== Information shown ==

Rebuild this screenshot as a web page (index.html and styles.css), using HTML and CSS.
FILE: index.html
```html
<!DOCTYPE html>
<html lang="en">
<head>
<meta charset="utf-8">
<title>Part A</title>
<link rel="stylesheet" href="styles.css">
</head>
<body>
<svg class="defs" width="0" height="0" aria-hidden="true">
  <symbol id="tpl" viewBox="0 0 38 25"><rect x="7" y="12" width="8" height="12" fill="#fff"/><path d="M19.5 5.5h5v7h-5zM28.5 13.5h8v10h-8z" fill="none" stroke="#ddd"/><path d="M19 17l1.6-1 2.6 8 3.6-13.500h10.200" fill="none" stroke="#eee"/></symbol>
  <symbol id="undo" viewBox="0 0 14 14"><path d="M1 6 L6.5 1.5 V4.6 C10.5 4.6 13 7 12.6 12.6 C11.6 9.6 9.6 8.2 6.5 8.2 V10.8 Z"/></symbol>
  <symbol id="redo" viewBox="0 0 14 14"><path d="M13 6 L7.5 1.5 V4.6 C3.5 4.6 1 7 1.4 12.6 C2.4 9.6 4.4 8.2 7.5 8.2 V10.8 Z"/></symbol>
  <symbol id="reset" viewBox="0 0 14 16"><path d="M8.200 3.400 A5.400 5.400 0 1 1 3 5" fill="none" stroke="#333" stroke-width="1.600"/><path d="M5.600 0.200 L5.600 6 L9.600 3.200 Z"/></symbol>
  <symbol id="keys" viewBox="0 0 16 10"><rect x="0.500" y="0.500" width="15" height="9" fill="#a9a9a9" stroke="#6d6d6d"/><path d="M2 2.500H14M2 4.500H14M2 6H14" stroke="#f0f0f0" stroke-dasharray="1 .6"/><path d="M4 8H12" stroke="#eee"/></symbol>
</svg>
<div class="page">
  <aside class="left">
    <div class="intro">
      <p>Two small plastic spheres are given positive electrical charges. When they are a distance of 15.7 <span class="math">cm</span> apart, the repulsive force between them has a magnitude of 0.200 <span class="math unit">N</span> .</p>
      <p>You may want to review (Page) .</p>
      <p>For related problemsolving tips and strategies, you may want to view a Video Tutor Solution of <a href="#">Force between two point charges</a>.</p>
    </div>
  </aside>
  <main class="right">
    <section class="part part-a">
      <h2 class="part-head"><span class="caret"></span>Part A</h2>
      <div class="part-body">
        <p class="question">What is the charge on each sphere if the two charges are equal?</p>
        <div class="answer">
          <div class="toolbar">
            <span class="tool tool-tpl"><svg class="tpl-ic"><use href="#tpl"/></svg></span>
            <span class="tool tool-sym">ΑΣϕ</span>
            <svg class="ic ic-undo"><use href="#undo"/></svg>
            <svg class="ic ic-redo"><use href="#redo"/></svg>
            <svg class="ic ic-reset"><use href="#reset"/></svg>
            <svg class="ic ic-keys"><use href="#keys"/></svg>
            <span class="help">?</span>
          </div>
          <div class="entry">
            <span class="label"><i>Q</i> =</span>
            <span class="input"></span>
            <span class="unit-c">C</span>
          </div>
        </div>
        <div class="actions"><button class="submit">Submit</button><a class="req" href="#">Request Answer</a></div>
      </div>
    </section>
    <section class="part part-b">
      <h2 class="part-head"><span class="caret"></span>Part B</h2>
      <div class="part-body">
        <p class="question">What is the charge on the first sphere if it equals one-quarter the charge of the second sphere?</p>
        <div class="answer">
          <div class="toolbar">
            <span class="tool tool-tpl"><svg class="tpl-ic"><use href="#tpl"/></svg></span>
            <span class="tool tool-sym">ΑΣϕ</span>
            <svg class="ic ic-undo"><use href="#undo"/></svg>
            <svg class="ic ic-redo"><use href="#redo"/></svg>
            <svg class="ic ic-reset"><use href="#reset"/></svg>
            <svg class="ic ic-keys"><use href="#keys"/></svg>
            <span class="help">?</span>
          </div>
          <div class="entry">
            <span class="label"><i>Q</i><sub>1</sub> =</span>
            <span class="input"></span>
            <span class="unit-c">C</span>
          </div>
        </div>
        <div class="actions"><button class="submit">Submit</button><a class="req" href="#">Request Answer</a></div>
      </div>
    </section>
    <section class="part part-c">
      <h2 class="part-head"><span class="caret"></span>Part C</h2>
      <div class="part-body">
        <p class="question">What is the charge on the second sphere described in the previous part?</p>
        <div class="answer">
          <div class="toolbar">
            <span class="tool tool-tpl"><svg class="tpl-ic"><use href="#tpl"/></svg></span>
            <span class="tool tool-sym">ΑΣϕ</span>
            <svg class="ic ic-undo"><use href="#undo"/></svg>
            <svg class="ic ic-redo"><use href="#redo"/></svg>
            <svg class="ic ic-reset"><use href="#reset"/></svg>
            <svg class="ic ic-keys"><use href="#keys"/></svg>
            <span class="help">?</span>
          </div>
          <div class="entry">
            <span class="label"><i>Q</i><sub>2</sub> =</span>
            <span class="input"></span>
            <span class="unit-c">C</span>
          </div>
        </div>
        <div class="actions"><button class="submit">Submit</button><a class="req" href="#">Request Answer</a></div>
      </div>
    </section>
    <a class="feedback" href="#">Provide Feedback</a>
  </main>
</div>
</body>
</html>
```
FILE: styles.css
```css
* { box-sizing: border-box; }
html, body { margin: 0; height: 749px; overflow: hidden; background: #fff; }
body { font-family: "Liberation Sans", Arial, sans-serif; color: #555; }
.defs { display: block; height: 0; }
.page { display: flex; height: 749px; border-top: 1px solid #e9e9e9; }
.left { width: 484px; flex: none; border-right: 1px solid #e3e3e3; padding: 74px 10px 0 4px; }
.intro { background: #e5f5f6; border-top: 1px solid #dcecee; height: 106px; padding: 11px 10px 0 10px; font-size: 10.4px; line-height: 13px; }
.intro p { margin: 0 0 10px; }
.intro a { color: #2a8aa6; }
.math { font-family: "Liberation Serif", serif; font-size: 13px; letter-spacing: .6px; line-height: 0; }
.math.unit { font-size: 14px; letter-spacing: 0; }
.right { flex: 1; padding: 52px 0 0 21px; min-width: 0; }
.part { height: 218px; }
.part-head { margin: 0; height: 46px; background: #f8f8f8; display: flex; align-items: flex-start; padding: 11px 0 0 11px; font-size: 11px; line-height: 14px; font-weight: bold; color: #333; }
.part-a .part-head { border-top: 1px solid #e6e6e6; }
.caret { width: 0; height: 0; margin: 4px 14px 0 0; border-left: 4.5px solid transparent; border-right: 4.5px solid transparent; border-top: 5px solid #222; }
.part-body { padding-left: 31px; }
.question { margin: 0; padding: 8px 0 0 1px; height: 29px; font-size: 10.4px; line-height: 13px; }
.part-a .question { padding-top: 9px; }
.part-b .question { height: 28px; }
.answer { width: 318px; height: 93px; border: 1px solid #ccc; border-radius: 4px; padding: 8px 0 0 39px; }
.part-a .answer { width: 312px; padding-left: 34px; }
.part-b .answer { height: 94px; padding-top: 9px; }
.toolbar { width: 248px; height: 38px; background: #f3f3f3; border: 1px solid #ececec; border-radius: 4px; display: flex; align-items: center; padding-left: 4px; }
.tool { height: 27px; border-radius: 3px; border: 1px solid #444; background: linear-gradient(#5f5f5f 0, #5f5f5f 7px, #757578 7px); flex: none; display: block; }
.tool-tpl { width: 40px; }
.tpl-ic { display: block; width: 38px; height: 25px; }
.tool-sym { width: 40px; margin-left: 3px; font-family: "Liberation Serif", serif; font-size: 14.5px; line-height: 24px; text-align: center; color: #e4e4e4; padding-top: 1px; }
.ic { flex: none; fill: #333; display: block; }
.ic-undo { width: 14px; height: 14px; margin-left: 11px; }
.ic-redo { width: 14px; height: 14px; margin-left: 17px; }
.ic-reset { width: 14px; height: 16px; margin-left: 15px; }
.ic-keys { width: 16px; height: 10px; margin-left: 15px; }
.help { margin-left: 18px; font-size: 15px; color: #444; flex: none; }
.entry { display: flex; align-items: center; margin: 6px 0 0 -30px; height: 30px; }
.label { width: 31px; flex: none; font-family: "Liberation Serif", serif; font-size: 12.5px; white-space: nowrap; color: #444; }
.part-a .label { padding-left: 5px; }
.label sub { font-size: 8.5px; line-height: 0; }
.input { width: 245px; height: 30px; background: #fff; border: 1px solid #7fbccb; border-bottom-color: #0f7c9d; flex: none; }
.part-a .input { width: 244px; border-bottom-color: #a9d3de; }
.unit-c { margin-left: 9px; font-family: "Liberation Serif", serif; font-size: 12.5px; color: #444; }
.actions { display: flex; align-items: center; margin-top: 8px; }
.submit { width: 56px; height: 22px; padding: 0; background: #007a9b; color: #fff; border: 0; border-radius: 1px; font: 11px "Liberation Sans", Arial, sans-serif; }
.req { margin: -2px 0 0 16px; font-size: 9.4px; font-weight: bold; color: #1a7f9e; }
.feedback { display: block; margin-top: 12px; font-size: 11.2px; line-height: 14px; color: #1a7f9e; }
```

===

Return the number of lines that include the word "index", and nothing else.

Task answer:
2